__EXERCISE DATA__.
**********

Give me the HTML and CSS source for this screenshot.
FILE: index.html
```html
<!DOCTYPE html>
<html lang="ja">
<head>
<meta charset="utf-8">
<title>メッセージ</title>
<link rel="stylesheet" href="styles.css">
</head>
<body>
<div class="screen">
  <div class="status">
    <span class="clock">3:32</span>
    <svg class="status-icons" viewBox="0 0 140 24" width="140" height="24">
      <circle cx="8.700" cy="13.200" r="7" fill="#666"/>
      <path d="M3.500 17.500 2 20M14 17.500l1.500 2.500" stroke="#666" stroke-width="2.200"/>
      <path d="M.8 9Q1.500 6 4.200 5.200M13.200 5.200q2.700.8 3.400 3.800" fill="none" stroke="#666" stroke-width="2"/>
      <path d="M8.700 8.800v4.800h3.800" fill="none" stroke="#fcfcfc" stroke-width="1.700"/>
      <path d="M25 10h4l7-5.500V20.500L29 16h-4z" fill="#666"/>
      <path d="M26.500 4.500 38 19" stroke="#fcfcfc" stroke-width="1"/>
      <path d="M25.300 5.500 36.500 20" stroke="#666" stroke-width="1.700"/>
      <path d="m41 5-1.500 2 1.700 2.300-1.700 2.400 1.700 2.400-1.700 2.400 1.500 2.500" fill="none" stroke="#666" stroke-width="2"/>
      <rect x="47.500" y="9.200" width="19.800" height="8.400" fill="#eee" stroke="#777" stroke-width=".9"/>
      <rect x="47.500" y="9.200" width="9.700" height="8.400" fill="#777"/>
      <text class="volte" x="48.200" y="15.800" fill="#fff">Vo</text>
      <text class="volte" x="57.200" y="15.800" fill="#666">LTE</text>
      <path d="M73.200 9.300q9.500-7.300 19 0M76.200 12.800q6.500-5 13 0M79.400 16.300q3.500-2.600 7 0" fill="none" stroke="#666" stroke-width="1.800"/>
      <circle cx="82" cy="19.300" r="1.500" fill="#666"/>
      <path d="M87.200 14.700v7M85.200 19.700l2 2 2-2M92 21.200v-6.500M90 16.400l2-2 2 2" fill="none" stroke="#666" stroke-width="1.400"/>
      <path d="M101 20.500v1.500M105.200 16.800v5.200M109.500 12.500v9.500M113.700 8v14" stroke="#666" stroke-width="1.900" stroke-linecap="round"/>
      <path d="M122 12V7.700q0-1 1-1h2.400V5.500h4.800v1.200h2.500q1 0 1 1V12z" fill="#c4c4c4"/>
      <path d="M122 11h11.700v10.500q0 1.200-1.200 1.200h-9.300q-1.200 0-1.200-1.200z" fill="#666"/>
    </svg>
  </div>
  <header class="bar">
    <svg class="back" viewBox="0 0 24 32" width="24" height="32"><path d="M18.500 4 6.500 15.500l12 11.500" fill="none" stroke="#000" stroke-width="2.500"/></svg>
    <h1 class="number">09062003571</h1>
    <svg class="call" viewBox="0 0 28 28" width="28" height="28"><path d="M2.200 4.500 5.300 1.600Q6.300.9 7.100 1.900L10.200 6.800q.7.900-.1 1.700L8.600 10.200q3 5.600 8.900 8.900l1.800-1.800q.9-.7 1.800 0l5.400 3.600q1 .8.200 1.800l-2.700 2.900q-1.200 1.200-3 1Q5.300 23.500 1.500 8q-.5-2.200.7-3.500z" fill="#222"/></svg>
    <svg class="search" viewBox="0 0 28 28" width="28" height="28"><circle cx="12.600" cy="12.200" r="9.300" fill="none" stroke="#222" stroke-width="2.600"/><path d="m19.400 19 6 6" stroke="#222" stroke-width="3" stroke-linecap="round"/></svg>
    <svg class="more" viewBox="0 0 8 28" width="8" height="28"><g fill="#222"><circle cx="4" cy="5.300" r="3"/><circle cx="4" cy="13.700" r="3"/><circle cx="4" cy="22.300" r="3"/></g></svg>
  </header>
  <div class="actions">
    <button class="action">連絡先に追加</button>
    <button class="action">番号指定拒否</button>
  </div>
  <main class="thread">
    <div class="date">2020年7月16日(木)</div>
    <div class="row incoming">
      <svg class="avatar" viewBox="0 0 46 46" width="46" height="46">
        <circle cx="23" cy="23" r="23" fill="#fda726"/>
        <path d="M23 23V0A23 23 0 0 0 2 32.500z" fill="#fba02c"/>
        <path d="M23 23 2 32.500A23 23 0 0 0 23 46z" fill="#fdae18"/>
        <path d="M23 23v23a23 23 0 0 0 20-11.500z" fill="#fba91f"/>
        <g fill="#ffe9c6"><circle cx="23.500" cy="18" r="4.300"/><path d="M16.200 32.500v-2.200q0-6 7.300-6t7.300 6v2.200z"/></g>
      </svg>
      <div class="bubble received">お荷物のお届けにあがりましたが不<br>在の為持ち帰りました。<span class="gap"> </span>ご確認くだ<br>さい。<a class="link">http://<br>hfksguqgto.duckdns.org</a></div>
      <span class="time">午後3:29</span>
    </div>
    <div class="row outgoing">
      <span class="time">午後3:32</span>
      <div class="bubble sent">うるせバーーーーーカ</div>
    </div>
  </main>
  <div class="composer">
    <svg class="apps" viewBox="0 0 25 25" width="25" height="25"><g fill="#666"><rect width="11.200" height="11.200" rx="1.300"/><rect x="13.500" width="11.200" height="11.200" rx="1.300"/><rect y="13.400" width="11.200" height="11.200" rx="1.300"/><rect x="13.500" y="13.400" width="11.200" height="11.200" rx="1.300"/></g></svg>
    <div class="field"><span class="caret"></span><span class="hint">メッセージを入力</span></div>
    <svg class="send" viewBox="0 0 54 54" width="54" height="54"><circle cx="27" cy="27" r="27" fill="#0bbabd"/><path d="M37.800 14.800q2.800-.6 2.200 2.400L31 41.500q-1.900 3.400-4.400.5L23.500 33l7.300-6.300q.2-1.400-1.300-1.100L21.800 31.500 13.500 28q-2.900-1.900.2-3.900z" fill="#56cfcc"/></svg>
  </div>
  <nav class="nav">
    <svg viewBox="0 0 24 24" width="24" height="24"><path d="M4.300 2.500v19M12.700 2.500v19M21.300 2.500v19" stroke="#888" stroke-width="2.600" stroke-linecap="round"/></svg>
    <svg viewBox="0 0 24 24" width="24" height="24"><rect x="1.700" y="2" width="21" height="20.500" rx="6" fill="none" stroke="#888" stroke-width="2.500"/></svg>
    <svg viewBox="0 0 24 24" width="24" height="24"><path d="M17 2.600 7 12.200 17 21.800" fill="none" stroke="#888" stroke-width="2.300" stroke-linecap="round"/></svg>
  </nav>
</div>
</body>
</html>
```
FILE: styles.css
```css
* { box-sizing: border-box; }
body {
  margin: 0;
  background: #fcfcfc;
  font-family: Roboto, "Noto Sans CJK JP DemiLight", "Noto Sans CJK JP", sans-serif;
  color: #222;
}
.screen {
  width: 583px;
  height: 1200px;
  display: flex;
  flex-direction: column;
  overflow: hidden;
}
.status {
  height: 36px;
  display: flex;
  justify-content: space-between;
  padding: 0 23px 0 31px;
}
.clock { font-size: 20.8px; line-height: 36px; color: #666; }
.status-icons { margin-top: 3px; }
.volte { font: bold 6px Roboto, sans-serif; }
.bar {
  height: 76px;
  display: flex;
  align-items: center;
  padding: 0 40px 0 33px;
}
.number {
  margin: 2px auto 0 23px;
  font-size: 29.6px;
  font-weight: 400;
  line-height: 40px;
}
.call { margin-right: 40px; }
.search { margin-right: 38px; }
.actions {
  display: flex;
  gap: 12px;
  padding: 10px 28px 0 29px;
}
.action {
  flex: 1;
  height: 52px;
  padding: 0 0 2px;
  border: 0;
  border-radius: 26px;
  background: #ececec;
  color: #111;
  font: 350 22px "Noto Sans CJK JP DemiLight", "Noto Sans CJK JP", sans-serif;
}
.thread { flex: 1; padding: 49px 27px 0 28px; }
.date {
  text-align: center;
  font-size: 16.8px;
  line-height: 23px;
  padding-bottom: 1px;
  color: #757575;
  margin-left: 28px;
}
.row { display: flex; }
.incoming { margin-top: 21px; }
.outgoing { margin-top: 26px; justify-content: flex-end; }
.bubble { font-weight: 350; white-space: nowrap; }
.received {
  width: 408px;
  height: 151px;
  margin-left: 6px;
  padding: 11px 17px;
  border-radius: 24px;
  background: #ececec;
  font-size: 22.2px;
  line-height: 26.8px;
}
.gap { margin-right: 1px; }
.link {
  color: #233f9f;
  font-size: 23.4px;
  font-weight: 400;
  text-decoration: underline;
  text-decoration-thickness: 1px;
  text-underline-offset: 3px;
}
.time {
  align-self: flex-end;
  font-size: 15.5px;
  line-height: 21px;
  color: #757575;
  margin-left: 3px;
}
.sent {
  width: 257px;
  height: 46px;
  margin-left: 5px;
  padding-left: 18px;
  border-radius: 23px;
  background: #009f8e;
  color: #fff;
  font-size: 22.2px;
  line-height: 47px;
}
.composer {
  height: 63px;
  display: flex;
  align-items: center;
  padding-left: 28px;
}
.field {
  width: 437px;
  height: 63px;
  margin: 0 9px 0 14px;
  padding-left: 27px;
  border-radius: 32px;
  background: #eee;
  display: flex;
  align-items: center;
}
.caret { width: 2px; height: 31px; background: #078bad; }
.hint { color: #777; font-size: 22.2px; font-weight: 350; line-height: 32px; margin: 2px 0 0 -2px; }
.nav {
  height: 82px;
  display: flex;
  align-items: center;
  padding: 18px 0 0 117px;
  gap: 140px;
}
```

**********

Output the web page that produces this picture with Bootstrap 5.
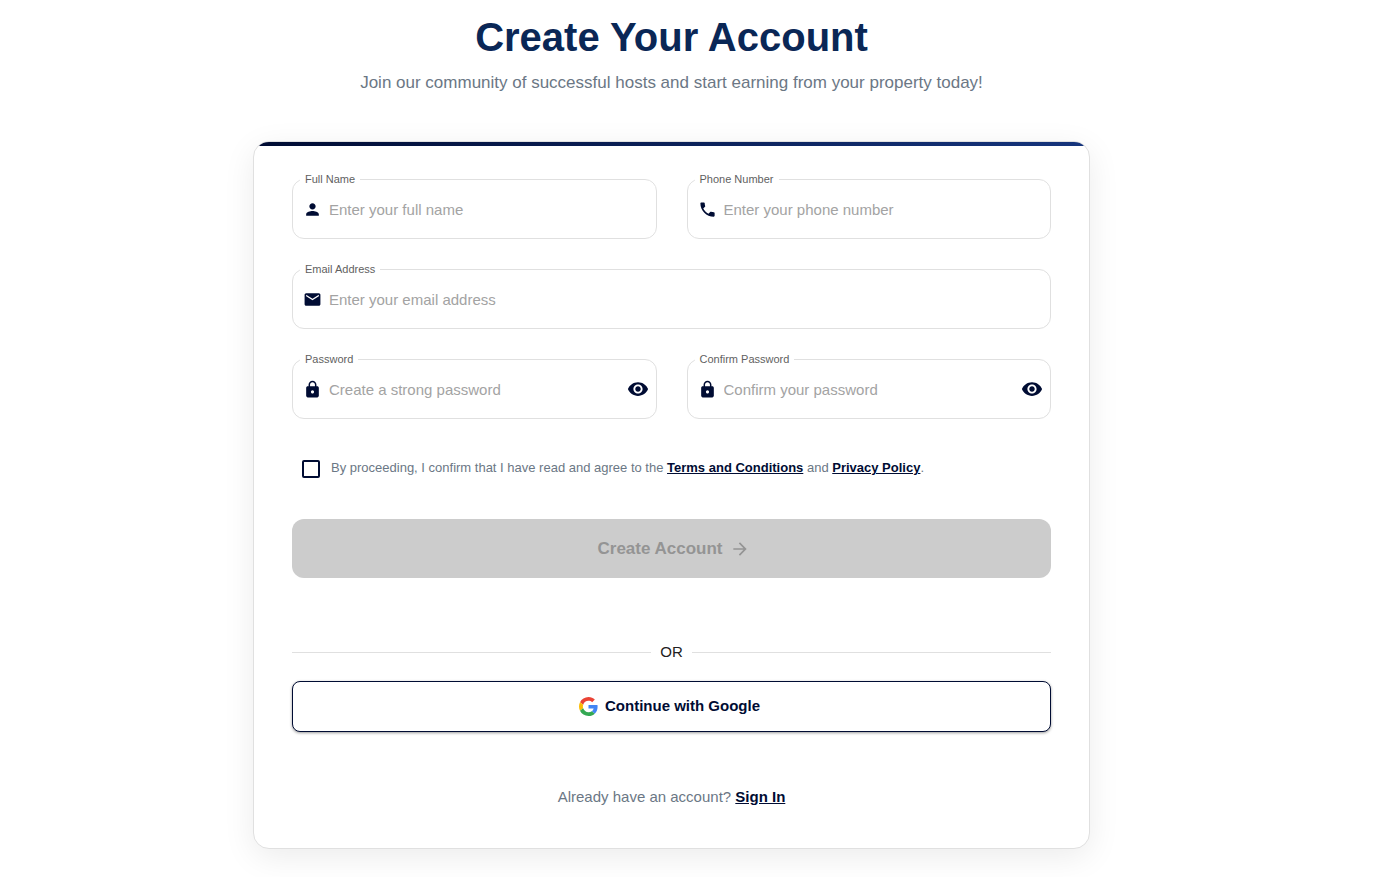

**********

__STATED EXERCISE__.
Tally how many lines of the records hold the word "this". Answer with the number only.

__EXERCISE RESULT__.
2